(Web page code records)
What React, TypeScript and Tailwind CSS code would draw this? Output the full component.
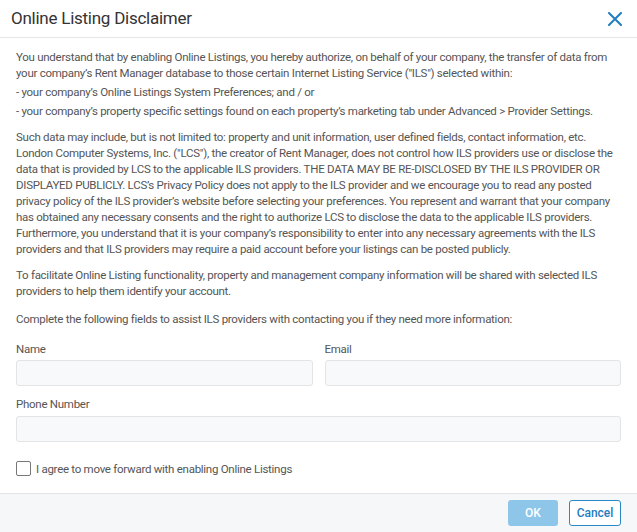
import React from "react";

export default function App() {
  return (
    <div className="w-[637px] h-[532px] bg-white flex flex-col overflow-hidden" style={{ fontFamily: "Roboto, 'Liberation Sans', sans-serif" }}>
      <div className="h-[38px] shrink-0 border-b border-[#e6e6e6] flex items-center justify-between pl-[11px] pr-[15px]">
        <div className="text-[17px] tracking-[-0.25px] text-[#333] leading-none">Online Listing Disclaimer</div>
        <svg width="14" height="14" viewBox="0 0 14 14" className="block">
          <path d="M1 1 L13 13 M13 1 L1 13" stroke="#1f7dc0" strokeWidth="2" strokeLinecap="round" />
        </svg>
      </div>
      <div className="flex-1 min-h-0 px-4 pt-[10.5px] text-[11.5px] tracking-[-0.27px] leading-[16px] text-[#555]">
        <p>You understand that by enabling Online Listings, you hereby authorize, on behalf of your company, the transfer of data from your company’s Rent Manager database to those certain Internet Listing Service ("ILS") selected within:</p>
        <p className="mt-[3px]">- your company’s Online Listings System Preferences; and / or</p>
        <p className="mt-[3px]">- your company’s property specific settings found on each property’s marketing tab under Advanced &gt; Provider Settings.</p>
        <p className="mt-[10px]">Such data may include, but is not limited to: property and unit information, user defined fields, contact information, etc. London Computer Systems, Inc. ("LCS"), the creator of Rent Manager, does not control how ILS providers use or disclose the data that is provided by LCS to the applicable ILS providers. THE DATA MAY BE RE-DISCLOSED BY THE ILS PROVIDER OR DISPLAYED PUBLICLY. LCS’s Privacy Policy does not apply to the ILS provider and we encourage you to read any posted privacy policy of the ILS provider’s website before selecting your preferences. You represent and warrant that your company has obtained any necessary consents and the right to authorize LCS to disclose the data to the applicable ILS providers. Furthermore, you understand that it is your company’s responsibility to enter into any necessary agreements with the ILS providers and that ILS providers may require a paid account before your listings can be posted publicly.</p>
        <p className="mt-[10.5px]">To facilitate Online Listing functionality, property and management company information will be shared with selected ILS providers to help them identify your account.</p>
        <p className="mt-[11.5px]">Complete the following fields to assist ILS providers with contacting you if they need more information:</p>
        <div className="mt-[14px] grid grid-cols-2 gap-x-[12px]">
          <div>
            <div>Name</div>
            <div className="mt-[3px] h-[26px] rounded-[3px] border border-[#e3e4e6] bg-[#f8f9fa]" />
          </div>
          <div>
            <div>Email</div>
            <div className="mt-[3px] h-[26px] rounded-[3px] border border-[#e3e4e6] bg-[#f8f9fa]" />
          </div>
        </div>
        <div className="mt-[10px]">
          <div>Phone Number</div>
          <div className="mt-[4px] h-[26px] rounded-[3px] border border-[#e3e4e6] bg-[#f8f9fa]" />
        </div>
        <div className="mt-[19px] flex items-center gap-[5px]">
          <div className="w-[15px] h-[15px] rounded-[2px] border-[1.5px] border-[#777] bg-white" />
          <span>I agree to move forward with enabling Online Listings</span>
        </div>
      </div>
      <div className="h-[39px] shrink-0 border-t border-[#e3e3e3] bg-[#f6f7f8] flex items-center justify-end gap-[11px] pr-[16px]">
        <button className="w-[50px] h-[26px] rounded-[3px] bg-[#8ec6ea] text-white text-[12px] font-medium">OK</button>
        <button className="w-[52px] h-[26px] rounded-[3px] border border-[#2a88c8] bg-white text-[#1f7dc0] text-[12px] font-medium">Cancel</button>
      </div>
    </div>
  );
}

---

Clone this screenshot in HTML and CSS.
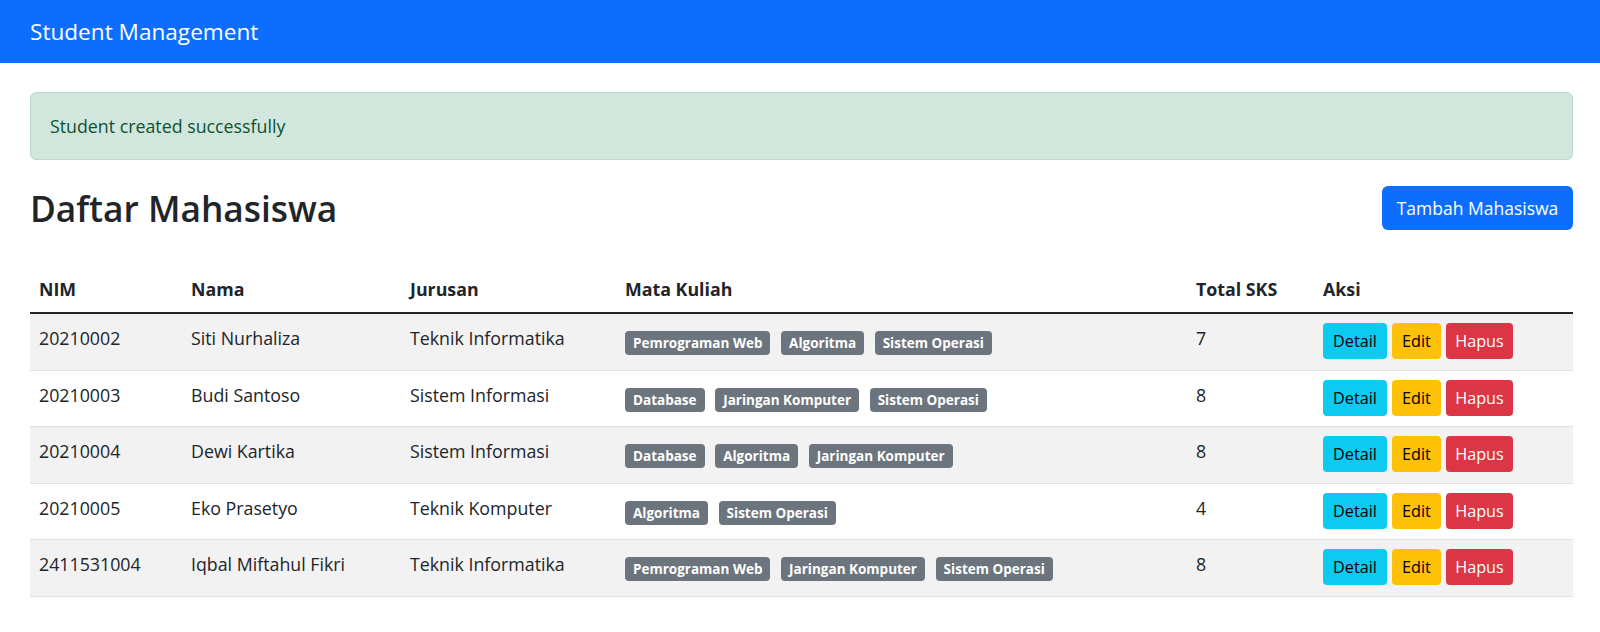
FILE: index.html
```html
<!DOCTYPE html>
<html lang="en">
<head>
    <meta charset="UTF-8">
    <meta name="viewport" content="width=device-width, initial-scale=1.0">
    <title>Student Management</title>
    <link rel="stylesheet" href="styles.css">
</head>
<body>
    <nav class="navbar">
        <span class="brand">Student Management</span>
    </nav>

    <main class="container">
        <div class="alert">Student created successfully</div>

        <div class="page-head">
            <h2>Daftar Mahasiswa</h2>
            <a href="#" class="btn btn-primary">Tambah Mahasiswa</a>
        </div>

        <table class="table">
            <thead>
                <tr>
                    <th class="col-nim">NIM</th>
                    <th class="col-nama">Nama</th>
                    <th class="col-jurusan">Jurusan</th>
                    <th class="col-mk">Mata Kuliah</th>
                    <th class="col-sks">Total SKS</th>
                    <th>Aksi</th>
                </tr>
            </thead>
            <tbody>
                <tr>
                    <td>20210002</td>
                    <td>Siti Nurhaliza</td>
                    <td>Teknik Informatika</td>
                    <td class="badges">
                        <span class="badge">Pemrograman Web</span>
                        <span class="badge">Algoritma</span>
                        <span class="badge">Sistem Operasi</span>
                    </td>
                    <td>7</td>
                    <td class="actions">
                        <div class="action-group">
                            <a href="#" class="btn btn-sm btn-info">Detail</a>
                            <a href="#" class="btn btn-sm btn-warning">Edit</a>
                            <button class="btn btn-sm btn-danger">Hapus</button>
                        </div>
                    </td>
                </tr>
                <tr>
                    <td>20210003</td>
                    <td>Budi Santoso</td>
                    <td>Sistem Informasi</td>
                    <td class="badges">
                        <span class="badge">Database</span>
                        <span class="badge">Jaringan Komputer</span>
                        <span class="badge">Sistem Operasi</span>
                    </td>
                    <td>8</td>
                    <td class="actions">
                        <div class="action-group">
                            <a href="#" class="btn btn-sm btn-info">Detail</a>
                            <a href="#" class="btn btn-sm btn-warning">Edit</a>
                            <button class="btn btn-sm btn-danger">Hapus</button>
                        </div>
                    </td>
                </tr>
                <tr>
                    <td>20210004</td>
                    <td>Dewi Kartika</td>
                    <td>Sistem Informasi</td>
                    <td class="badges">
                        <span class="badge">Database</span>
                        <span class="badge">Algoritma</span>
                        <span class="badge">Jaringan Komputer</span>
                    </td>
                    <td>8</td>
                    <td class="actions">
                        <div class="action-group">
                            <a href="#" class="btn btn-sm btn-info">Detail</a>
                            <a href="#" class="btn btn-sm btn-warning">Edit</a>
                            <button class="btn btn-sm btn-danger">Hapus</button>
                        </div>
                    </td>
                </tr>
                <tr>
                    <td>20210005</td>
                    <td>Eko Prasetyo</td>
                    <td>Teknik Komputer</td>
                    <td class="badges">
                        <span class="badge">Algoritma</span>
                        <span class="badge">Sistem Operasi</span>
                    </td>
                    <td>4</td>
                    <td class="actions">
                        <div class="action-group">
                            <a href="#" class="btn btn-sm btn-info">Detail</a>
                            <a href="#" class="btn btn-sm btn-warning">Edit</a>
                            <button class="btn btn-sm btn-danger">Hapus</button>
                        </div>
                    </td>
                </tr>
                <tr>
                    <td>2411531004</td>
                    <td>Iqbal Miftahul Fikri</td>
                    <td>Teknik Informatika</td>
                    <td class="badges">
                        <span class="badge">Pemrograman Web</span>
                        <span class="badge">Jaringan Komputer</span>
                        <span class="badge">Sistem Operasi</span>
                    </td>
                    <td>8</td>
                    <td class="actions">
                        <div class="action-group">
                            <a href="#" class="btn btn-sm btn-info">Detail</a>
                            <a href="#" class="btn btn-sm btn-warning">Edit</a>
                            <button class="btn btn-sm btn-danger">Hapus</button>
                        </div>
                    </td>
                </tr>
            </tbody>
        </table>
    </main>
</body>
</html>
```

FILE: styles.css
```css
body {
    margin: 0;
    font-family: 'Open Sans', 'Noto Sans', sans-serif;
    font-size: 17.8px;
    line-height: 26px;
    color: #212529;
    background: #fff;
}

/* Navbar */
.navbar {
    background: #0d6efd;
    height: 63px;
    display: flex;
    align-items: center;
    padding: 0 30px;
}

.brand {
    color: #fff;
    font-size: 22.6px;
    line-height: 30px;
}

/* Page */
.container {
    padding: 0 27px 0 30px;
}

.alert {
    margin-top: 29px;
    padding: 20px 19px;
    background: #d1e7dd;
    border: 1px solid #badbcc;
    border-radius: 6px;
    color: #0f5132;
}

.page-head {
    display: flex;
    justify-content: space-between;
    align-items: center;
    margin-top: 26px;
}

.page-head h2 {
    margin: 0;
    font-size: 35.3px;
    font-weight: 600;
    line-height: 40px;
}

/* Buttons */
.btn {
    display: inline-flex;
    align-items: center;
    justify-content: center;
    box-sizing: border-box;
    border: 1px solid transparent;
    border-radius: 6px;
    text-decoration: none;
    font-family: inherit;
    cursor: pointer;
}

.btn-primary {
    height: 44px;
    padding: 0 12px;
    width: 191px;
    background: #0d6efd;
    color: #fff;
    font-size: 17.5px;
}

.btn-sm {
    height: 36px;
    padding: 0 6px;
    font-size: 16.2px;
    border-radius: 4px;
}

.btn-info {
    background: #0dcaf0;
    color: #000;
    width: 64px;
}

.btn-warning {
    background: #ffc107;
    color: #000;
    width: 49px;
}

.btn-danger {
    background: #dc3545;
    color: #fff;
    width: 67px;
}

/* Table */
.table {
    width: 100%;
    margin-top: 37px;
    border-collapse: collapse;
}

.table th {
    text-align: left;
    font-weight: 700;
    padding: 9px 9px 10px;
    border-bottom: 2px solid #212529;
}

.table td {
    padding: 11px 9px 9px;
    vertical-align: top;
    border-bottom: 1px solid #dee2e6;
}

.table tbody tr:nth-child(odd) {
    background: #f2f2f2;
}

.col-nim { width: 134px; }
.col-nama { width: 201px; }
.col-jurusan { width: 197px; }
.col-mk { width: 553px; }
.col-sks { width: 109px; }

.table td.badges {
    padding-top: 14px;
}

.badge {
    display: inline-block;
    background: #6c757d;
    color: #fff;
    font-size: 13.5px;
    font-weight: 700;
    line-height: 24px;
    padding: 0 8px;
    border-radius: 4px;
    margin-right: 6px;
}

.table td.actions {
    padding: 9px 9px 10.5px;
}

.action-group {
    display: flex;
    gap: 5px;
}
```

Objective: Above are some records. Output exactly the lines from the one that contains "What React, TypeScript" to the one that contains "import React from", keeping both, and omit the pictures.

Answer to this exercise:
What React, TypeScript and Tailwind CSS code would draw this? Output the full component.
import React from "react";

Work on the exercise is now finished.